This is really the crux, isn't it? Pun intended. And it's not just other religions. There are more than 26,000 organized Protestant Christian denominations. Each of those denominations split from a different denomination over issues of faith. The members of new denominations claim their faith has led them to being correct about their religious ideas, and that the religious group they split from got it wrong.
Over 26,000 times.
And that's just Protestant Christianity. Apostolic Christianity (Roman Catholic, Orthodox, Chaldean, Syriac, etc) is also riven by disputes based on faith.
And let's be clear about what these disputes lead to. Bloodshed. Murder. State persecution of specific religious groups.
It started in the earliest days of the Christian church when certain bishops beat and murdered other bishops and their supporters over the exact definition of the Trinity. Then, before long, entire communities of Arian or gnostic "heretics" were being put to the sword.
That sort of thing continued right up into modern times. Ask any descendant of French Huguenots, whom the French state slaughtered for having the wrong religious ideas based on faith.

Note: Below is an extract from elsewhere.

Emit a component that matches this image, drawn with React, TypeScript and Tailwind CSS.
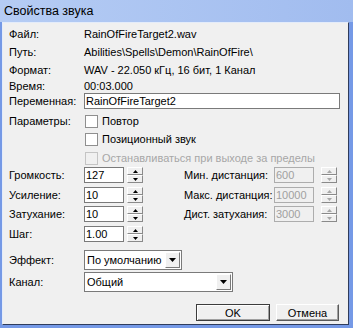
function Spin({ disabled }: { disabled?: boolean }) {
  const c = disabled ? "#a8a8a8" : "#000";
  return (
    <div className="flex flex-col w-[16px] h-[16px]">
      <div className="flex-1 flex items-center justify-center bg-[#f0f0f0] border-t border-l border-white border-r border-b border-r-[#8a8a8a] border-b-[#8a8a8a]">
        <svg width="5" height="3" viewBox="0 0 5 3">
          <path d="M2.5 0 L5 3 L0 3 Z" fill={c} />
        </svg>
      </div>
      <div className="flex-1 flex items-center justify-center bg-[#f0f0f0] border-t border-l border-white border-r border-b border-r-[#8a8a8a] border-b-[#8a8a8a]">
        <svg width="5" height="3" viewBox="0 0 5 3">
          <path d="M0 0 L5 0 L2.5 3 Z" fill={c} />
        </svg>
      </div>
    </div>
  );
}

function NumBox({ value, disabled }: { value: string; disabled?: boolean }) {
  return (
    <div
      className={
        disabled
          ? "w-[40px] h-[16px] border border-[#adadad] bg-[#f0f0f0] text-[#a0a0a0] pl-[1px] leading-[14px]"
          : "w-[40px] h-[16px] border border-[#7a7a7a] bg-white pl-[1px] leading-[14px]"
      }
    >
      {value}
    </div>
  );
}

function Check({ label, disabled }: { label: string; disabled?: boolean }) {
  return (
    <div className="flex items-center h-[13px]">
      <div
        className={
          disabled
            ? "w-[13px] h-[13px] border border-[#c4c4c4] bg-[#f0f0f0]"
            : "w-[13px] h-[13px] border border-[#8f8f8f] bg-white"
        }
      />
      <span className={disabled ? "ml-[4px] text-[#a7a7a7]" : "ml-[4px]"}>{label}</span>
    </div>
  );
}

function Combo({ value, width }: { value: string; width: string }) {
  return (
    <div className={`${width} h-[20px] border border-[#7a7a7a] bg-white flex items-center p-[1px]`}>
      <span className="flex-1 pl-[1px]">{value}</span>
      <div className="w-[15px] h-full flex items-center justify-center bg-[#f0f0f0] border-t border-l border-white border-r border-b border-r-[#7a7a7a] border-b-[#7a7a7a]">
        <svg width="7" height="4" viewBox="0 0 7 4">
          <path d="M0 0 L7 0 L3.5 4 Z" fill="#000" />
        </svg>
      </div>
    </div>
  );
}

const spinRows = [
  { label: "Громкость:", value: "127", rLabel: "Мин. дистанция:", rValue: "600" },
  { label: "Усиление:", value: "10", rLabel: "Макс. дистанция:", rValue: "10000" },
  { label: "Затухание:", value: "10", rLabel: "Дист. затухания:", rValue: "3000" },
  { label: "Шаг:", value: "1.00" },
];

export default function App() {
  return (
    <div className="w-[353px] h-[328px] bg-[#7599e6] flex flex-col font-['Liberation_Sans',Arial,sans-serif] text-[11px] text-black">
      <div className="h-[22px] flex items-center pl-[4px] text-[12.5px] bg-gradient-to-r from-[#b5ccf4] to-[#a1bcef]">
        Свойства звука
      </div>
      <div className="ml-[2px] w-[347px] h-[303px] bg-[#f0f0f0] border-t border-l border-[#e4ecfa] border-r border-b border-r-[#2f3c5c] border-b-[#2f3c5c] flex flex-col pl-[6px]">
        <div className="mt-[2px] flex items-center h-[18px]">
          <span className="w-[75px]">Файл:</span>
          <span>RainOfFireTarget2.wav</span>
        </div>
        <div className="flex items-center h-[18px]">
          <span className="w-[75px]">Путь:</span>
          <span>Abilities\Spells\Demon\RainOfFire\</span>
        </div>
        <div className="flex items-center h-[18px]">
          <span className="w-[75px]">Формат:</span>
          <span>WAV - 22.050 кГц, 16 бит, 1 Канал</span>
        </div>
        <div className="flex items-center h-[14px]">
          <span className="w-[75px]">Время:</span>
          <span>00:03.000</span>
        </div>
        <div className="flex items-center h-[16px]">
          <span className="w-[75px]">Переменная:</span>
          <div className="w-[256px] h-[16px] border border-[#7a7a7a] bg-white pl-[1px] leading-[14px]">
            RainOfFireTarget2
          </div>
        </div>
        <div className="mt-[6px] flex">
          <span className="w-[76px] leading-[13px]">Параметры:</span>
          <div className="flex flex-col">
            <Check label="Повтор" />
            <div className="mt-[5px]">
              <Check label="Позиционный звук" />
            </div>
            <div className="mt-[6px]">
              <Check label="Останавливаться при выходе за пределы" disabled />
            </div>
          </div>
        </div>
        <div className="mt-[2px] flex flex-col">
          {spinRows.map((r, i) => (
            <div
              key={r.label}
              className={`flex items-center h-[16px] ${i === 0 ? "" : i === 2 ? "mt-[3px]" : "mt-[4px]"}`}
            >
              <span className="w-[75px]">{r.label}</span>
              <NumBox value={r.value} />
              <div className="ml-[3px]">
                <Spin />
              </div>
              {r.rLabel && (
                <>
                  <span className="ml-[41px] w-[90px]">{r.rLabel}</span>
                  <NumBox value={r.rValue!} disabled />
                  <div className="ml-[7px]">
                    <Spin disabled />
                  </div>
                </>
              )}
            </div>
          ))}
        </div>
        <div className="mt-[8px] flex items-center">
          <span className="w-[75px]">Эффект:</span>
          <Combo value="По умолчанию" width="w-[98px]" />
        </div>
        <div className="mt-[2px] flex items-center">
          <span className="w-[75px]">Канал:</span>
          <Combo value="Общий" width="w-[149px]" />
        </div>
        <div className="mt-[12px] flex justify-end pr-[9px] gap-[6px]">
          <button className="w-[74px] h-[17px] bg-[#f0f0f0] border border-[#3c3c3c] shadow-[inset_1px_1px_0_#fff,inset_-1px_-1px_0_#a0a0a0] leading-[14px]">
            OK
          </button>
          <button className="w-[63px] h-[17px] bg-[#f0f0f0] border-t border-l border-white border-r border-b border-r-[#5a5a5a] border-b-[#5a5a5a] shadow-[inset_-1px_-1px_0_#a0a0a0] leading-[14px]">
            Отмена
          </button>
        </div>
      </div>
    </div>
  );
}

It's really astonishing to me that people can look at faith, which is clearly objectively meaningless, and insist that it's a valid way to know things.
No rational person confronted with evidence could accept that. To my mind, that's what's so dangerous about religion and faith as a concept. The concept makes denying facts and reality possible and even fashionable.
Nonetheless, faith is objectively meaningless. No thinking person who looks at facts could accept anything otherwise.